## What is being asked
Set down the data below from its first line to the line holding "import React from", inclusive; omit all pictures.

## Given material
BEGIN

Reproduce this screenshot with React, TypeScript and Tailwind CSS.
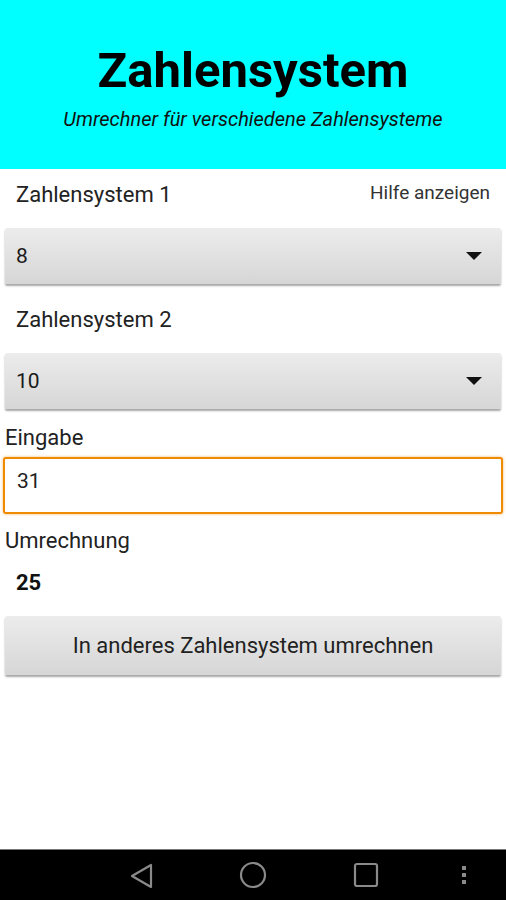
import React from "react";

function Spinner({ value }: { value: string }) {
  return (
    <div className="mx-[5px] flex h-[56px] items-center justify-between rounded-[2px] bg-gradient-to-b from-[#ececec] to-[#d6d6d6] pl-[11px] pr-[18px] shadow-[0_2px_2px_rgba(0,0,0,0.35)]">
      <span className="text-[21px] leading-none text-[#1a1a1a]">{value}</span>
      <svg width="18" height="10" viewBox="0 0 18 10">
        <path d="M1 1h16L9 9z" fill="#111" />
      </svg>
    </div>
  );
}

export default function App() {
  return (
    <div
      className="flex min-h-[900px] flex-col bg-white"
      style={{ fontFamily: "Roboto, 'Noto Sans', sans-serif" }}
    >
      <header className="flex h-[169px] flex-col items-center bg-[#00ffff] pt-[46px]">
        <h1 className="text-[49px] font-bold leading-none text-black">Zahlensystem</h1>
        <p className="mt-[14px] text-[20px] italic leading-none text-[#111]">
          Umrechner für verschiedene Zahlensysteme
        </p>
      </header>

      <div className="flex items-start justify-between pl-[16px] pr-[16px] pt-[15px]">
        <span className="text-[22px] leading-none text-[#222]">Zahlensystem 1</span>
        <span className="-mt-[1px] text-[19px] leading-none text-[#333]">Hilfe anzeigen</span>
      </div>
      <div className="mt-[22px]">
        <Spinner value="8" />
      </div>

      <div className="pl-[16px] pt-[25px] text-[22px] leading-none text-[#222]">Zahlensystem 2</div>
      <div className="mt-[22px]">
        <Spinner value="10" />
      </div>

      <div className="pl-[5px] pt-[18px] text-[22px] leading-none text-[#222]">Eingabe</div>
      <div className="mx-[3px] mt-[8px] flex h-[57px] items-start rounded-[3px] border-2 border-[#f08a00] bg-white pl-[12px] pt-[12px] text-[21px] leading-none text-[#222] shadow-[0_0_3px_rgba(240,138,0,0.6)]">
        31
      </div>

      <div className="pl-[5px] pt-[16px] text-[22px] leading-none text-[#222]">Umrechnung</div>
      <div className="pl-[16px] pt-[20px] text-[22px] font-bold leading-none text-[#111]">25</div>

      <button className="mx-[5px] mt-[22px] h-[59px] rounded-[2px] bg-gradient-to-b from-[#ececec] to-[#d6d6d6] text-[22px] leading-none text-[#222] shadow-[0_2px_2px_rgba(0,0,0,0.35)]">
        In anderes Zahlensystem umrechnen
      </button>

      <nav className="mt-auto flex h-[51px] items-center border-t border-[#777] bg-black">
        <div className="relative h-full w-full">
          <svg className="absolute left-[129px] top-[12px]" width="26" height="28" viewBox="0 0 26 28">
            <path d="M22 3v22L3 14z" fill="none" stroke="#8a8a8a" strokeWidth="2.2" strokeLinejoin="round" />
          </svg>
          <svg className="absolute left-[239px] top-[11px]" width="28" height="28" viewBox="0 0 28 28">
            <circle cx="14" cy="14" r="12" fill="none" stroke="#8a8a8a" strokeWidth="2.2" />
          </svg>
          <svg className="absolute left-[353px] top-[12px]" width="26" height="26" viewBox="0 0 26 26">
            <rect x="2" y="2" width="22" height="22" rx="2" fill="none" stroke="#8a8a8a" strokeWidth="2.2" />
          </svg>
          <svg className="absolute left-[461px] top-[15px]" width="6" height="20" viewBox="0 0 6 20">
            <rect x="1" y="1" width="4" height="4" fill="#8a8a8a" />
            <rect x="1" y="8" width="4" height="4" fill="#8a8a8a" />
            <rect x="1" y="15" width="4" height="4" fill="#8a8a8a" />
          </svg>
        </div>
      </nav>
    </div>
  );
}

END

## Solution for this task
Reproduce this screenshot with React, TypeScript and Tailwind CSS.
import React from "react";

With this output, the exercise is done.